Dr. Solomon Afelik

Assistant Professor

Department of Surgery


Address: 502, MC 958
email: [email protected]

Rotation Projects

We study pancreas development and regeneration. We are especially interested in signaling pathway mediated cell fate decisions in the pancreas, with emphasis on Notch and Wnt signaling. Wnt signaling in pancreatic progenitor growth and differentiation Wnt signaling is a well-conserved signaling pathway involved in the growth and homeostasis of multiple organs. Also, deregulation of Wnt signaling is the basis for a number of pathologies. We have previously shown that Wnt signaling regulates morphogenesis and growth of pancreatic progenitor cells during development.
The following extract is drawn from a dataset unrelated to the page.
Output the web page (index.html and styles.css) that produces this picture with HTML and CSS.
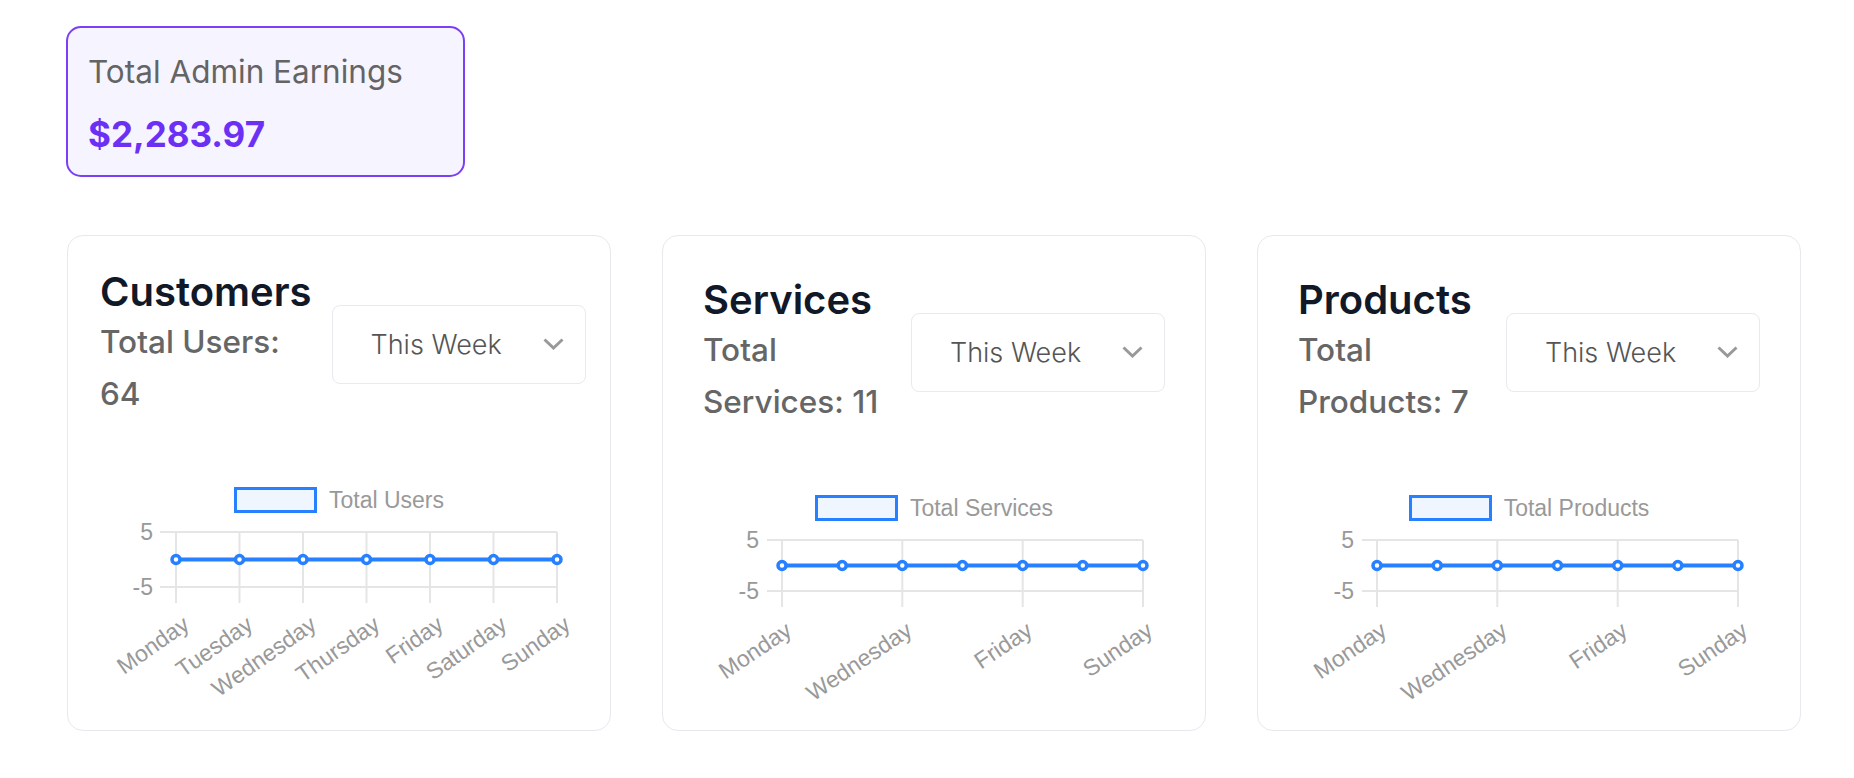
FILE: index.html
```html
<!DOCTYPE html>
<html lang="en">
<head>
  <meta charset="UTF-8">
  <title>Admin Dashboard</title>
  <meta name="viewport" content="width=device-width, initial-scale=1.0">
  <link rel="stylesheet" href="styles.css">
</head>
<body>

  <main class="dashboard">

    <!-- Earnings -->
    <div class="earnings-card">
      <p class="earnings-label">Total Admin Earnings</p>
      <p class="earnings-value">$2,283.97</p>
    </div>

    <section class="stats-grid">

      <!-- Customers -->
      <div class="stat-card stat-card--compact">
        <div class="stat-head">
          <div class="stat-info">
            <h2>Customers</h2>
            <p class="stat-total">Total Users: 64</p>
          </div>
          <div class="period-select">
            <select>
              <option>This Week</option>
              <option>This Month</option>
              <option>This Year</option>
            </select>
            <svg class="chevron" viewBox="0 0 21 12"><polyline points="1.5,1.5 10.5,10 19.5,1.5"/></svg>
          </div>
        </div>
        <div class="chart-legend"><span class="legend-box"></span><span>Total Users</span></div>
        <svg class="chart" width="478" height="130">
          <text class="tick-y" x="53" y="19">5</text>
          <text class="tick-y" x="53" y="74">-5</text>
          <line class="grid" x1="60" y1="19" x2="457" y2="19"/>
          <line class="grid" x1="60" y1="74" x2="457" y2="74"/>
          <line class="grid" x1="76" y1="19" x2="76" y2="90"/>
          <line class="grid" x1="139.5" y1="19" x2="139.5" y2="90"/>
          <line class="grid" x1="203" y1="19" x2="203" y2="90"/>
          <line class="grid" x1="266.5" y1="19" x2="266.5" y2="90"/>
          <line class="grid" x1="330" y1="19" x2="330" y2="90"/>
          <line class="grid" x1="393.5" y1="19" x2="393.5" y2="90"/>
          <line class="grid" x1="457" y1="19" x2="457" y2="90"/>
          <line class="data-line" x1="76" y1="46.5" x2="457" y2="46.5"/>
          <circle class="point" cx="76" cy="46.5" r="4"/>
          <circle class="point" cx="139.5" cy="46.5" r="4"/>
          <circle class="point" cx="203" cy="46.5" r="4"/>
          <circle class="point" cx="266.5" cy="46.5" r="4"/>
          <circle class="point" cx="330" cy="46.5" r="4"/>
          <circle class="point" cx="393.5" cy="46.5" r="4"/>
          <circle class="point" cx="457" cy="46.5" r="4"/>
          <text class="tick-x" transform="translate(87.5 110) rotate(-35)">Monday</text>
          <text class="tick-x" transform="translate(151 110) rotate(-35)">Tuesday</text>
          <text class="tick-x" transform="translate(214.5 110) rotate(-35)">Wednesday</text>
          <text class="tick-x" transform="translate(278 110) rotate(-35)">Thursday</text>
          <text class="tick-x" transform="translate(341.5 110) rotate(-35)">Friday</text>
          <text class="tick-x" transform="translate(405 110) rotate(-35)">Saturday</text>
          <text class="tick-x" transform="translate(468.5 110) rotate(-35)">Sunday</text>
        </svg>
      </div>

      <!-- Services -->
      <div class="stat-card">
        <div class="stat-head">
          <div class="stat-info">
            <h2>Services</h2>
            <p class="stat-total">Total <span class="keep">Services: 11</span></p>
          </div>
          <div class="period-select">
            <select>
              <option>This Week</option>
              <option>This Month</option>
              <option>This Year</option>
            </select>
            <svg class="chevron" viewBox="0 0 21 12"><polyline points="1.5,1.5 10.5,10 19.5,1.5"/></svg>
          </div>
        </div>
        <div class="chart-legend"><span class="legend-box"></span><span>Total Services</span></div>
        <svg class="chart" width="462" height="130">
          <text class="tick-y" x="56" y="19">5</text>
          <text class="tick-y" x="56" y="70">-5</text>
          <line class="grid" x1="64" y1="19" x2="440" y2="19"/>
          <line class="grid" x1="64" y1="70" x2="440" y2="70"/>
          <line class="grid" x1="79" y1="19" x2="79" y2="86"/>
          <line class="grid" x1="199.3" y1="19" x2="199.3" y2="86"/>
          <line class="grid" x1="319.7" y1="19" x2="319.7" y2="86"/>
          <line class="grid" x1="440" y1="19" x2="440" y2="86"/>
          <line class="data-line" x1="79" y1="44.5" x2="440" y2="44.5"/>
          <circle class="point" cx="79" cy="44.5" r="4"/>
          <circle class="point" cx="139.2" cy="44.5" r="4"/>
          <circle class="point" cx="199.3" cy="44.5" r="4"/>
          <circle class="point" cx="259.5" cy="44.5" r="4"/>
          <circle class="point" cx="319.7" cy="44.5" r="4"/>
          <circle class="point" cx="379.8" cy="44.5" r="4"/>
          <circle class="point" cx="440" cy="44.5" r="4"/>
          <text class="tick-x" transform="translate(87 108) rotate(-34)">Monday</text>
          <text class="tick-x" transform="translate(207.3 108) rotate(-34)">Wednesday</text>
          <text class="tick-x" transform="translate(327.7 108) rotate(-34)">Friday</text>
          <text class="tick-x" transform="translate(448 108) rotate(-34)">Sunday</text>
        </svg>
      </div>

      <!-- Products -->
      <div class="stat-card">
        <div class="stat-head">
          <div class="stat-info">
            <h2>Products</h2>
            <p class="stat-total">Total <span class="keep">Products: 7</span></p>
          </div>
          <div class="period-select">
            <select>
              <option>This Week</option>
              <option>This Month</option>
              <option>This Year</option>
            </select>
            <svg class="chevron" viewBox="0 0 21 12"><polyline points="1.5,1.5 10.5,10 19.5,1.5"/></svg>
          </div>
        </div>
        <div class="chart-legend"><span class="legend-box"></span><span>Total Products</span></div>
        <svg class="chart" width="462" height="130">
          <text class="tick-y" x="56" y="19">5</text>
          <text class="tick-y" x="56" y="70">-5</text>
          <line class="grid" x1="64" y1="19" x2="440" y2="19"/>
          <line class="grid" x1="64" y1="70" x2="440" y2="70"/>
          <line class="grid" x1="79" y1="19" x2="79" y2="86"/>
          <line class="grid" x1="199.3" y1="19" x2="199.3" y2="86"/>
          <line class="grid" x1="319.7" y1="19" x2="319.7" y2="86"/>
          <line class="grid" x1="440" y1="19" x2="440" y2="86"/>
          <line class="data-line" x1="79" y1="44.5" x2="440" y2="44.5"/>
          <circle class="point" cx="79" cy="44.5" r="4"/>
          <circle class="point" cx="139.2" cy="44.5" r="4"/>
          <circle class="point" cx="199.3" cy="44.5" r="4"/>
          <circle class="point" cx="259.5" cy="44.5" r="4"/>
          <circle class="point" cx="319.7" cy="44.5" r="4"/>
          <circle class="point" cx="379.8" cy="44.5" r="4"/>
          <circle class="point" cx="440" cy="44.5" r="4"/>
          <text class="tick-x" transform="translate(87 108) rotate(-34)">Monday</text>
          <text class="tick-x" transform="translate(207.3 108) rotate(-34)">Wednesday</text>
          <text class="tick-x" transform="translate(327.7 108) rotate(-34)">Friday</text>
          <text class="tick-x" transform="translate(448 108) rotate(-34)">Sunday</text>
        </svg>
      </div>

    </section>
  </main>

</body>
</html>
```

FILE: styles.css
```css
* {
  box-sizing: border-box;
}
body {
  margin: 0;
  background-color: #fff;
  font-family: Inter, "Noto Sans", sans-serif;
}
.dashboard {
  padding: 26px 53px 40px 66px;
}

/* earnings */
.earnings-card {
  width: 399px;
  height: 151px;
  padding: 20px 20px 0;
  border: 2px solid #7b3ff4;
  border-radius: 15px;
  background-color: #f6f4ff;
}
.earnings-label {
  margin: 0;
  font-size: 31.5px;
  line-height: 48px;
  color: #646464;
}
.earnings-value {
  margin: 12px 0 0;
  font-size: 35px;
  line-height: 52px;
  font-weight: 700;
  color: #6c30f5;
}

/* stat cards */
.stats-grid {
  display: grid;
  grid-template-columns: repeat(3, minmax(0, 1fr));
  gap: 51px;
  margin-top: 58px;
  margin-left: 1px;
}
.stat-card {
  height: 496px;
  padding: 40px;
  border: 1px solid #e8e8ef;
  border-radius: 16px;
  background-color: #fff;
}
.stat-card--compact {
  padding: 32px;
}
.stat-head {
  display: flex;
  align-items: center;
  gap: 20px;
}
.stat-info {
  flex: 1 1 auto;
}
.stat-info h2 {
  margin: 0;
  font-size: 40px;
  line-height: 48px;
  font-weight: 560;
  color: #111827;
}
.stat-total {
  margin: 0;
  font-size: 31.5px;
  line-height: 52px;
  font-weight: 530;
  color: #666;
}
.keep {
  white-space: nowrap;
}

.period-select {
  position: relative;
  flex: 0 0 254px;
  height: 79px;
}
.period-select select {
  width: 100%;
  height: 100%;
  padding: 0 0 0 38px;
  border: 1px solid #e9e9ef;
  border-radius: 8px;
  background-color: #fff;
  appearance: none;
  -webkit-appearance: none;
  font-family: Inter, "Noto Sans", sans-serif;
  font-size: 27px;
  font-weight: 350;
  color: #555;
}
.chevron {
  position: absolute;
  right: 22px;
  top: 50%;
  width: 21px;
  height: 12px;
  margin-top: -6px;
  pointer-events: none;
  fill: none;
  stroke: #999;
  stroke-width: 3;
}

/* charts */
.chart-legend {
  display: flex;
  justify-content: center;
  align-items: center;
  gap: 12px;
  height: 26px;
  margin-top: 67px;
  font-family: "Liberation Sans", Arial, sans-serif;
  font-size: 23px;
  line-height: 1;
  color: #999;
}
.legend-box {
  width: 83px;
  height: 26px;
  border: 3px solid #2680ff;
  background-color: #f0f6ff;
}
.chart {
  display: block;
  overflow: visible;
}
.chart text {
  font-family: "Liberation Sans", Arial, sans-serif;
  font-size: 23px;
  fill: #999;
}
.tick-y {
  text-anchor: end;
  dominant-baseline: central;
}
.tick-x {
  text-anchor: end;
  dominant-baseline: middle;
}
.grid {
  stroke: #e5e5e5;
  stroke-width: 2;
}
.data-line {
  stroke: #2680ff;
  stroke-width: 4;
}
.point {
  fill: #fff;
  stroke: #2680ff;
  stroke-width: 3.5;
}
```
We found that while Wnt is required for the growth of pancreatic progenitor cells, hyper-activation of the pathway does not lead to organ hyperplasia, but instead interferes with pancreatic epithelial-mesechymal interaction leading to organ dysmorphogenesis.
In this current project is aimed at:
(i) Defining the mechanism through which Wnt signaling orchestrates a balance between differentiation and maintenance of the pancreatic progenitor cell state.
(ii) The role of Wnt signaling in maintaining homeostasis in the adult pancreas, and how it’s deregulation underlie pathogenesis in the pancreas.
Role of Notch signaling in differentiation of insulin producing beta-cells Pancreatic endocrine cells, including insulin-producing beta cells differentiation from a bi-potent progenitor cells population following the loss of Notch signaling. Regarding the differentiation of pancreatic endocrine cells, Notch signaling is known to inhibit the expression of the pro-endocrine transcription factor Neurogenin3 (Ngn3) through transcriptional repression. However our previous studies suggest that Notch signaling also operates to inhibit endocrine cell differentiation through post-translational control of key factors for endocrine cell differentiation. The current project is aimed at: Determining the post-translational mechanism through which Notch signaling inhibit endocrine cell differentiation in the pancreas.